I loved writing. Specially my diary. Anne Frank is solely responsible for that. Unfortunately, after writing for almost a decade, more than a decade has passed since I wrote something in my diary. This blog is a desperate attempt to revive that - something I thought publishers would be queuing up for:-)

Thursday, February 24, 2005

Why a blog?

Why a blog?

Well, why not, regular bloggers might ask.

Let me take you back by a couple of decades to answer this question. Or probably, come to think of it, let me tell you something else first.

I have been very lucky. And unlucky. Lucky because I have been witness to the entire metamorphosis of a personal diary secretly hidden in a cupboard to a blog put up on the World Wide Web. And unlucky because there is still an element of discomfort with the fact that whatever I write in the Blog is open for anyone and everyone to read and comment on! I feel this is largely due to the fact I am still very used to the top-secret diary that I maintained in my locked cupboard during my teens.

That's when a friend pointed out that a Blog need not necessarily be an online version of the personal diary. It could something that qualified to be ‘public'.

That's what set me thinking – what’s the harm in even posting my ‘highly-classified’ diary as a blog? I have always believed in the Chinese proverb of living life as an open book. Why should I hide anything? (Not sure whether I would have been able to make the same statement in my teens when all of us had so many things to hide!) Friends, or would-be friends, should accept or reject me depending on how I am. Why do I need to put on a façade for my friends?

Anyway, now that courtesy my friend the decision to publish a Blog has been made, I was thinking about the metamorphosis from a leather-bound diary to an HTML-coded blog. For people like me, born in the early Seventies, we have been very lucky in witnessing the role of technology in transforming the world.

During my childhood, vinyl records and Vividh Bharati were the only source of musical entertainment. Come Eighties and the focus shifted to cassettes and Chitrahar. Nineties saw the scene change again. Cable television and CDs provided 24 by 7 entertainment. And the first decade of new millennium has, yet again, changed the face of entertainment. Kazaa, MP3 and iPods have ensured that you need not think beyond them for entertainment. At least, till something else comes up.

Drawing an analogy, the way I wrote diary has also changed a lot over the last three decades. I first started writing my diary when I was in the ninth standard (circa 1987). Last year when I went to my hometown - Calcutta, I had the chance to go through it and couldn’t stop laughing after reading the contents. It’s really interesting to know, how much a glance of the next-door-neighbour girl mattered then. Or for that matter how important it was to be asked for directions by a girl of another school, when you were monitoring the help desk in a school fest! That was how my teenage diary was. One particular year, even had me getting inspired by Anne Frank and writing “Dear Diary…”!
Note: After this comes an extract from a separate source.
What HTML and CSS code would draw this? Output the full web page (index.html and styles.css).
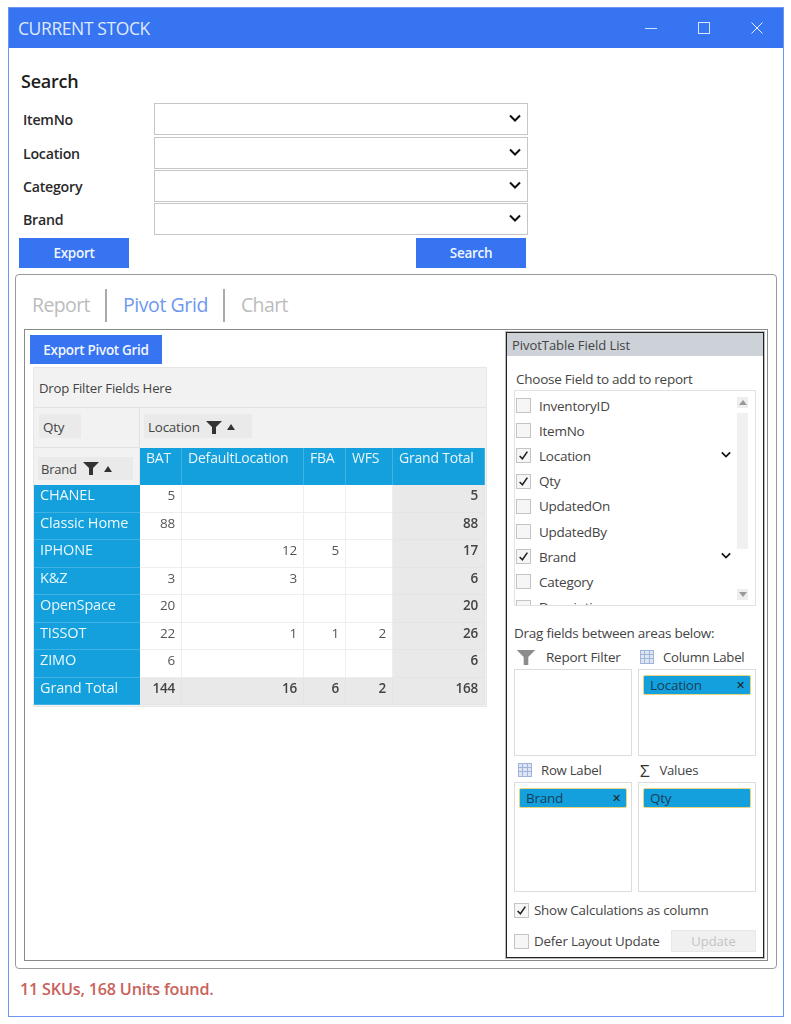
FILE: index.html
```html
<!DOCTYPE html>
<html lang="en">
<head>
<meta charset="utf-8">
<title>Current Stock</title>
<link rel="stylesheet" href="styles.css">
</head>
<body>
<svg width="0" height="0" class="defs">
  <symbol id="chev" viewBox="0 0 12 8"><path d="M1 1.5 6 6.5 11 1.5" fill="none" stroke="#111" stroke-width="2"/></symbol>
  <symbol id="funnel" viewBox="0 0 16 13"><path d="M0 0H16L10 6V13H6V6Z" fill="#333"/></symbol>
  <symbol id="tick" viewBox="0 0 10 10"><path d="M1.5 5.5 4 8 8.5 1.5" fill="none" stroke="#222" stroke-width="1.4"/></symbol>
  <symbol id="gridicon" viewBox="0 0 14 14"><rect width="14" height="14" fill="#dfe6f2"/><path d="M0 .5H14M0 4.5H14M0 8.5H14M0 13.5H14M.5 0V14M4.5 0V14M9.5 0V14M13.5 0V14" stroke="#9db4dc"/></symbol>
</svg>
<div class="window">
  <header class="titlebar">
    <span class="title">CURRENT STOCK</span>
    <div class="winctl">
      <svg width="12" height="12" viewBox="0 0 12 12"><path d="M0 6.5H12" stroke="#cfe0fb"/></svg>
      <svg width="12" height="12" viewBox="0 0 12 12"><rect x=".5" y=".5" width="11" height="11" fill="none" stroke="#dbe7fc"/></svg>
      <svg width="12" height="12" viewBox="0 0 12 12"><path d="M.5 .5 11.5 11.5M11.5 .5 .5 11.5" stroke="#e6effd"/></svg>
    </div>
  </header>

  <section class="search">
    <h2>Search</h2>
    <div class="form">
      <label>ItemNo</label><div class="combo"><svg class="chev"><use href="#chev"/></svg></div>
      <label>Location</label><div class="combo"><svg class="chev"><use href="#chev"/></svg></div>
      <label>Category</label><div class="combo"><svg class="chev"><use href="#chev"/></svg></div>
      <label>Brand</label><div class="combo"><svg class="chev"><use href="#chev"/></svg></div>
    </div>
    <div class="actions">
      <button class="btn">Export</button>
      <button class="btn">Search</button>
    </div>
  </section>

  <section class="tabpanel">
    <nav class="tabs">
      <span class="tab">Report</span>
      <span class="tab active">Pivot Grid</span>
      <span class="tab">Chart</span>
    </nav>
    <div class="workspace">
      <div class="gridside">
        <button class="btn pivotbtn">Export Pivot Grid</button>
        <div class="pivot">
          <div class="dropzone">Drop Filter Fields Here</div>
          <div class="pt">
            <div class="c zone"><span class="chip">Qty</span></div>
            <div class="c zone span5"><span class="chip loc">Location <svg class="fn"><use href="#funnel"/></svg><i class="up"></i></span></div>
            <div class="c zone brandzone"><span class="chip brandchip">Brand <svg class="fn"><use href="#funnel"/></svg><i class="up"></i></span></div>
            <div class="c ch">BAT</div><div class="c ch">DefaultLocation</div><div class="c ch">FBA</div><div class="c ch">WFS</div><div class="c ch">Grand Total</div>

            <div class="c rh">CHANEL</div><div class="c v">5</div><div class="c v"></div><div class="c v"></div><div class="c v"></div><div class="c v t">5</div>
            <div class="c rh">Classic Home</div><div class="c v">88</div><div class="c v"></div><div class="c v"></div><div class="c v"></div><div class="c v t">88</div>
            <div class="c rh">IPHONE</div><div class="c v"></div><div class="c v">12</div><div class="c v">5</div><div class="c v"></div><div class="c v t">17</div>
            <div class="c rh">K&amp;Z</div><div class="c v">3</div><div class="c v">3</div><div class="c v"></div><div class="c v"></div><div class="c v t">6</div>
            <div class="c rh">OpenSpace</div><div class="c v">20</div><div class="c v"></div><div class="c v"></div><div class="c v"></div><div class="c v t">20</div>
            <div class="c rh">TISSOT</div><div class="c v">22</div><div class="c v">1</div><div class="c v">1</div><div class="c v">2</div><div class="c v t">26</div>
            <div class="c rh">ZIMO</div><div class="c v">6</div><div class="c v"></div><div class="c v"></div><div class="c v"></div><div class="c v t">6</div>
            <div class="c rh">Grand Total</div><div class="c v t">144</div><div class="c v t">16</div><div class="c v t">6</div><div class="c v t">2</div><div class="c v t">168</div>
          </div>
        </div>
      </div>

      <aside class="fieldlist">
        <div class="flhead">PivotTable Field List</div>
        <div class="flbody">
          <p class="choose">Choose Field to add to report</p>
          <div class="fields">
            <ul class="items">
              <li><span class="cb"></span>InventoryID</li>
              <li><span class="cb"></span>ItemNo</li>
              <li><span class="cb"><svg><use href="#tick"/></svg></span>Location<svg class="chev small"><use href="#chev"/></svg></li>
              <li><span class="cb"><svg><use href="#tick"/></svg></span>Qty</li>
              <li><span class="cb"></span>UpdatedOn</li>
              <li><span class="cb"></span>UpdatedBy</li>
              <li><span class="cb"><svg><use href="#tick"/></svg></span>Brand<svg class="chev small"><use href="#chev"/></svg></li>
              <li><span class="cb"></span>Category</li>
              <li><span class="cb"></span>Description</li>
            </ul>
            <div class="scroll">
              <span class="sbtn"><i class="up g"></i></span>
              <span class="track"></span>
              <span class="sbtn"><i class="down g"></i></span>
            </div>
          </div>
          <p class="drag">Drag fields between areas below:</p>
          <div class="areas">
            <div class="area">
              <div class="ah first"><svg width="22" height="15" viewBox="0 0 16 13"><path d="M0 0H16L10 6V13H6V6Z" fill="#8c8c8c"/></svg>Report Filter</div>
              <div class="abox tall1"></div>
            </div>
            <div class="area">
              <div class="ah"><svg width="14" height="14"><use href="#gridicon"/></svg>Column Label</div>
              <div class="abox tall1"><div class="pill">Location<span class="x">✕</span></div></div>
            </div>
            <div class="area">
              <div class="ah left"><svg width="14" height="14"><use href="#gridicon"/></svg>Row Label</div>
              <div class="abox tall2"><div class="pill">Brand<span class="x">✕</span></div></div>
            </div>
            <div class="area">
              <div class="ah sigma"><b>Σ</b>Values</div>
              <div class="abox tall2"><div class="pill">Qty</div></div>
            </div>
          </div>
          <div class="opt"><span class="cb"><svg><use href="#tick"/></svg></span>Show Calculations as column</div>
          <div class="opt last"><span class="cb"></span>Defer Layout Update<button class="update">Update</button></div>
        </div>
      </aside>
    </div>
  </section>

  <p class="status">11 SKUs, 168 Units found.</p>
</div>
</body>
</html>
```
FILE: styles.css
```css
* { box-sizing: border-box; }
html, body { margin: 0; padding: 0; background: #fff; }
body { padding: 7px 7px 0 8px; font-family: "Open Sans", "Noto Sans", sans-serif; color: #444; }
.defs { position: absolute; }
.window { width: 776px; height: 1010px; border: 1px solid #6c97ef; display: flex; flex-direction: column; }
.titlebar { height: 40px; flex: none; background: #3674f2; display: flex; align-items: center; justify-content: space-between; padding: 0 20px 0 9px; }
.title { color: #dfe9fc; font-size: 17.5px; letter-spacing: -.4px; }
.winctl { display: flex; gap: 41px; }
.search { padding: 20px 0 0 10px; height: 226px; flex: none; }
.search h2 { margin: 0 0 0 2px; font-size: 18px; line-height: 26px; font-weight: 600; color: #1c1c1c; letter-spacing: -.25px; }
.form { display: grid; grid-template-columns: 135px 374px; grid-template-rows: 33px 32px 32px 32px; row-gap: 1px; margin-top: 9px; }
.form label { padding: 1px 0 0 4px; font-size: 14.2px; font-weight: 600; color: #2a2a2a; line-height: 32px; letter-spacing: -.25px; }
.combo { height: 32px; border: 1px solid #c6c6c6; display: flex; align-items: center; justify-content: flex-end; padding: 0 6px 3px 0; }
.chev { width: 12px; height: 8px; }
.actions { width: 507px; display: flex; justify-content: space-between; margin-top: 3px; }
.btn { width: 110px; height: 30px; background: #3674f2; color: #f2f6fe; border: 0; padding: 0; font: 600 13.5px "Open Sans", sans-serif; letter-spacing: -.3px; }
.tabpanel { margin: 0 6px 0 6px; height: 695px; flex: none; border: 1px solid #999; border-radius: 4px; padding: 0 8px 7px 8px; display: flex; flex-direction: column; }
.tabs { display: flex; height: 54px; flex: none; padding: 14px 0 7px 8px; }
.tab { font-size: 19.5px; line-height: 32px; color: #bcbcbc; padding-right: 15px; margin-right: 16px; border-right: 2px solid #aaa; letter-spacing: -.6px; }
.tab:last-child { border: 0; }
.tab.active { color: #6e98ee; letter-spacing: -.42px; }
.workspace { flex: 1; border: 1px solid #8a8a8a; display: flex; justify-content: space-between; padding: 2px 3px 1px 5px; }
.gridside { padding-top: 3px; width: 458px; }
.pivotbtn { display: block; width: 132px; height: 29px; }
.pivot { margin: 3px 0 0 3px; width: 454px; background: #f2f2f2; border: 1px solid #e6e6e6; padding-bottom: 1px; }
.dropzone { height: 40px; padding-left: 5px; font-size: 13.2px; line-height: 41px; color: #444; border-bottom: 1px solid #e2e2e2; letter-spacing: -.2px; }
.pt { display: grid; grid-template-columns: 106px 42px 122px 42px 47px 92px; grid-template-rows: 40px 37px repeat(8, 27.5px); opacity: .999; }
.c { font-size: 14px; letter-spacing: -.2px; line-height: 20px; }
.zone { padding: 6px 0 0 5px; }
.zone:first-child { border-right: 1px solid #e2e2e2; border-bottom: 1px solid #e2e2e2; }
.span5 { grid-column: span 5; padding-left: 4px; }
.chip { display: inline-flex; align-items: center; background: #eaeaea; height: 24px; padding: 2px 4px 0; font-size: 13.4px; }
.zone:first-child .chip { width: 42px; }
.loc { width: 108px; gap: 3px; }
.brandzone { padding: 9px 0 0 4px; grid-column: 1; border-right: 1px solid #e2e2e2; }
.brandchip { width: 95px; height: 23px; gap: 3px; padding: 0 3px; font-size: 13px; }
.fn { width: 16px; height: 13px; margin-left: 3px; }
.up { width: 0; height: 0; margin-left: 2px; border-left: 4px solid transparent; border-right: 4px solid transparent; border-bottom: 6px solid #333; }
.down { width: 0; height: 0; border-left: 4px solid transparent; border-right: 4px solid transparent; border-top: 5px solid #999; }
.up.g { border-bottom: 5px solid #999; margin: 0; }
.ch { background: #13a0dc; color: #e9f6fc; padding: 0 0 0 6px; border-right: 1px solid #3fb1e2; }
.rh { background: #13a0dc; color: #eaf7fd; padding: 0 0 0 6px; border-bottom: 1px solid #3fb1e2; font-size: 14.5px; letter-spacing: -.15px; }
.v { background: #fff; text-align: right; padding: 0 6px 0 0; border-right: 1px solid #eee; border-bottom: 1px solid #eee; color: #555; font-size: 13.5px; }
.t { background: #e9e9e9; font-weight: 600; color: #444; border-color: #e4e4e4; }
.fieldlist { width: 258px; height: 626px; border: 1px solid #222; box-shadow: 0 0 0 1px #bbb; background: #fff; display: flex; flex-direction: column; }
.flhead { height: 23px; flex: none; background: #cdd1d8; font-size: 13px; line-height: 25px; padding-left: 5px; color: #444; letter-spacing: -.05px; }
.flbody { padding: 0 7px; flex: 1; display: flex; flex-direction: column; }
.choose { margin: 14px 0 0 2px; font-size: 13.5px; line-height: 18px; letter-spacing: -.25px; }
.fields { height: 216px; margin-top: 2px; border: 1px solid #e2e2e2; display: flex; flex: none; overflow: hidden; }
.items { list-style: none; margin: 0; padding: 2px 0 0 1px; flex: 1; height: 214px; overflow: hidden; }
.items li { height: 25.2px; display: flex; align-items: center; font-size: 13.5px; letter-spacing: -.25px; }
.cb { width: 15px; height: 15px; flex: none; border: 1px solid #c4c4c4; background: #f6f6f6; margin-right: 8px; display: flex; align-items: center; justify-content: center; }
.cb svg { width: 11px; height: 11px; }
.chev.small { margin-left: auto; margin-right: 0; margin-bottom: 3px; width: 10px; height: 7px; }
.scroll { width: 11px; margin: 6px 7px 0 6px; display: flex; flex-direction: column; gap: 5px; }
.sbtn { height: 11px; flex: none; background: #eee; display: flex; align-items: center; justify-content: center; }
.track { height: 136px; flex: none; background: #f0f0f0; margin-bottom: 35px; }
.drag { margin: 18px 0 0; font-size: 13.5px; line-height: 18px; letter-spacing: -.25px; }
.areas { display: grid; grid-template-columns: 118px 118px; column-gap: 6px; margin-top: 3px; }
.ah { height: 24px; display: flex; align-items: center; gap: 9px; font-size: 13.2px; letter-spacing: -.25px; padding-left: 2px; }
.left { padding-left: 4px; }
.first { gap: 9px; padding-left: 0; font-size: 13.5px; }
.first svg { margin-left: 1px; }
.sigma { gap: 10px; }
.sigma b { font-size: 17px; font-weight: 400; color: #333; }
.abox { border: 1px solid #dcdcdc; padding: 5px 4px; margin-bottom: 2px; }
.tall1 { height: 87px; }
.tall2 { height: 110px; }
.pill { height: 20px; background: #13a0dc; border: 1px solid #e8d27a; border-radius: 2px; color: #16405a; font-size: 13.5px; line-height: 18px; padding: 0 6px; display: flex; justify-content: space-between; letter-spacing: -.25px; }
.x { font-size: 11px; color: #222; margin-right: -1px; }
.opt { display: flex; align-items: center; font-size: 13.4px; letter-spacing: -.22px; height: 20px; margin-top: 6px; }
.opt .cb { margin-right: 5px; }
.opt.last { margin-top: 11px; }
.opt.last .update { margin-left: auto; }
.update { width: 85px; height: 22px; background: #f0f0f0; border: 1px solid #e8e8e8; color: #c4c4c4; font: 13px "Open Sans", sans-serif; padding: 0; }
.status { margin: 9px 0 0 11px; font-size: 16.2px; font-weight: 600; color: #c9615b; line-height: 22px; letter-spacing: -.2px; }
```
When I grew up, started going to college, the frequency of writing diary came down. But most entries had something to with what I ‘achieved’ – how I saved a goal in a football match, how the batsman was clueless about my googly and, of course, how ‘somebody’ was impressed at my crooning abilities in a social gathering! (Needless to say that somebody would soon be lost in oblivion and somebody else takes the place in the next social gathering) But all this was written in the leather-bound diary that my father got from his office.

Once I started working, things changed further. During my stint with newspapers, I met a leading computer scientist and came to know how he maintained his personal diary. He had created a program that would run in two modes – learning and communicating. In the first mode, you had to write about how you felt, what happened and how you reacted to a particular situation. Basically, you write your diary in the program.

Once the program ‘learns’ about these things, you can run it in the other mode and have someone interact with it. The program would check with its database (your diary) and behave/respond exactly the same way as you would! In a way, it would be your alter-ego and provide you with digital immortality.

The scientist even told me that if you could make the program ‘learn’ about you, by writing your diary regularly for a few years, it could actually behave like you in all situations!

I tried this as well. But as has happened with everything else in my life, this initiative too got buried in the priority list by something else assumed more importance at that point in time.

Isn’t experimenting with blogging the next step?